Furthermore, DeFillippi (2001) has reported that learners who participate in project-based learning are later more easily included in the labour market given the fact that they are more accustomed to changeable learning and working environments. Nadler, Thompson, and Van Boven (2003) found that familiarizing learners with demanding environments remarkably strengthens their argumentation and negotiation skills, since they are expected not only to create and assimilate knowledge within cooperative settings but also to transfer this knowledge to the members of other groups. Volkema (2010), in addition, has reported that such positive social outcomes are further developed when students have methodologically and systematically worked not only in groups where friendly relationships between the members are developed, but also in groups where, despite the absence of apparent amicable relations, mutual objectives and aspirations create bonds of commitment and shared responsibility. As far as social inclusion is concerned, Raelin (2000) and Smith, Smarkusky, and Corrigall (2008) have shown that the effective social integration of learners who have developed reflective thinking and professional qualifications skills based on this kind of thinking is one of the most significant outcomes of project-based learning as regards adult and non-adult students. This is especially the case when projects carried out by students bring them in close contact with the job market, provide them with meaningful knowledge regarding information technologies and encourage them to take on responsibilities and initiatives (Hedberg, 2009; Pearce & Doh, 2005; Roper & Phillips, 2007) and assume roles and duties that further exercise reflective and creative thinking (Paulson, 2011).

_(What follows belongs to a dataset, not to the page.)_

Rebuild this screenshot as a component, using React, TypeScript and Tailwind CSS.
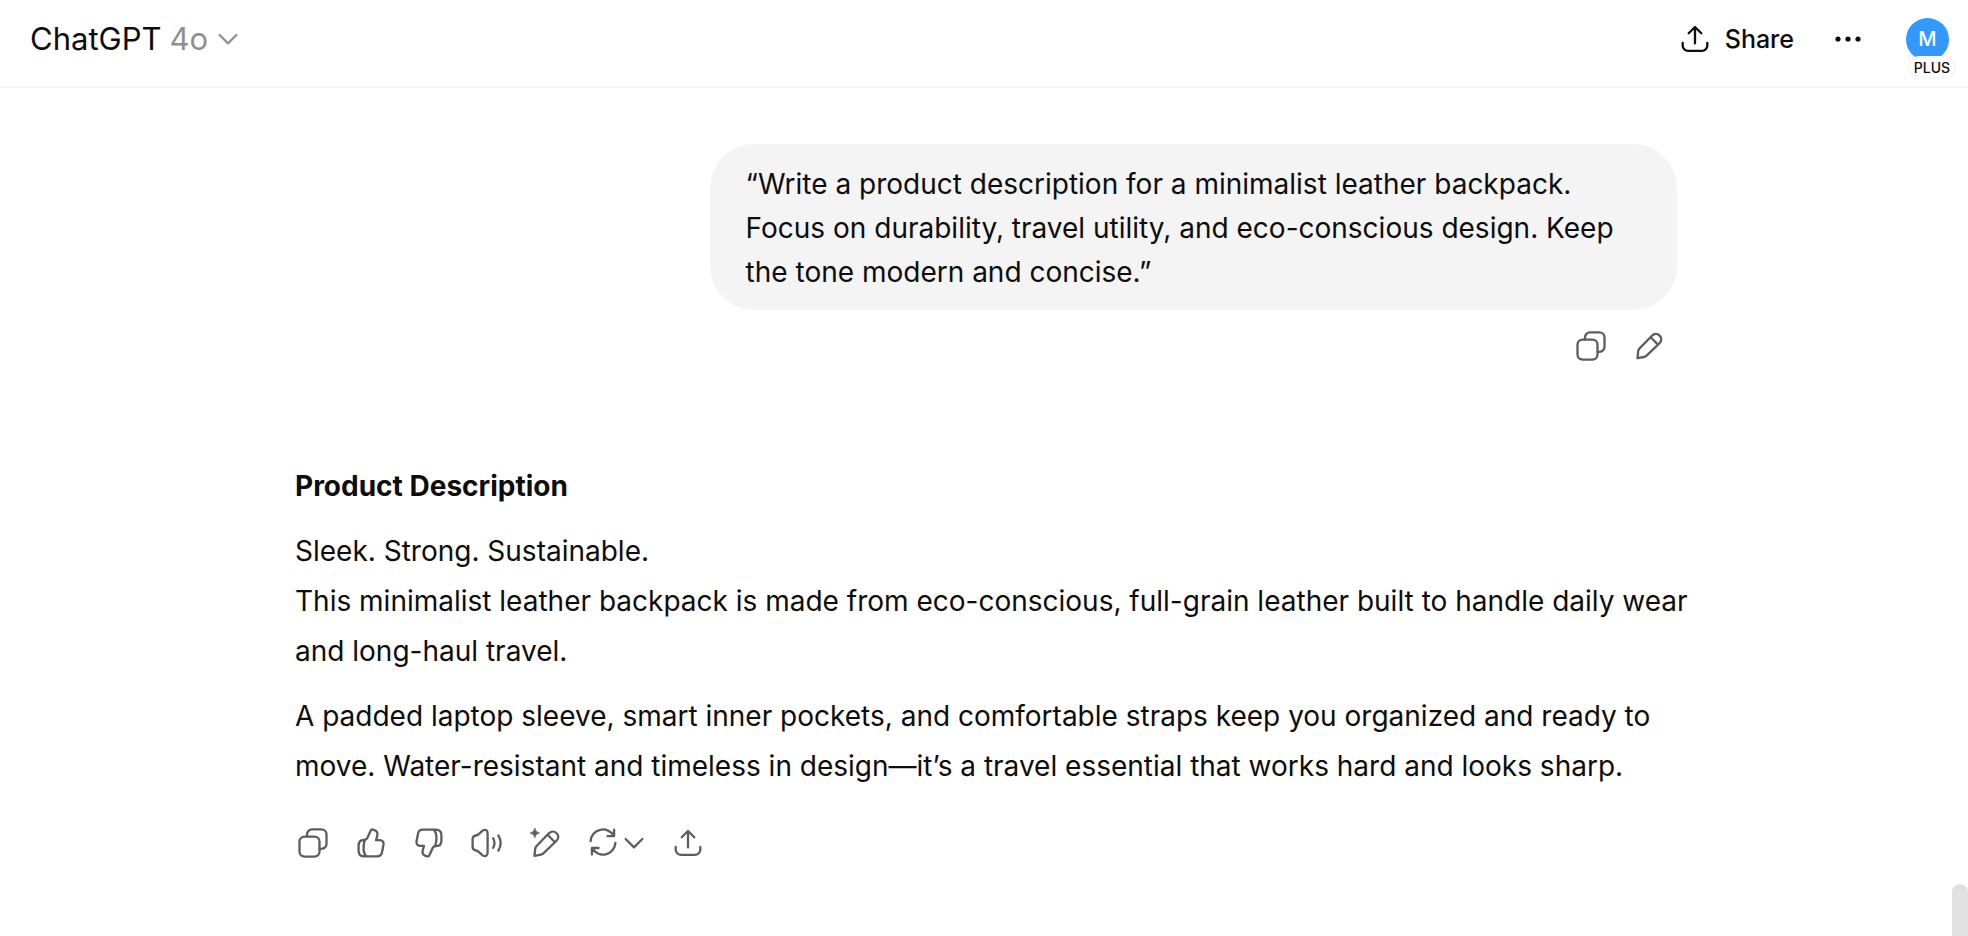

Project-based learning has been also reported (Frame, 2002; Wurdinger & Enloe, 2011) to facilitate self-knowledge, self-regulation and self-confidence in learners. Gray and Larson (2008), Hansen (2006) and Harrison, Price, Gavin, and Florey (2002), have shown that learners who participate in cooperative learning activities during project-based learning develop noticeable feelings of persistence, decisiveness and determination which help them form a more reliable and clear perception of their own personalities, abilities and potential. In addition, Ashraf (2004) and Bransford, Brown, and Cocking (2000) have found connections between this optimistic, constructive self-perception and the maturity process which is further consolidated when learning experiences adapted to student traits, needs and interests within a school setting are linked to personal real-life experiences where one is expected to display a better understanding, control and regulation of one’s own life, as Bell and Kozlowski (2008) have shown.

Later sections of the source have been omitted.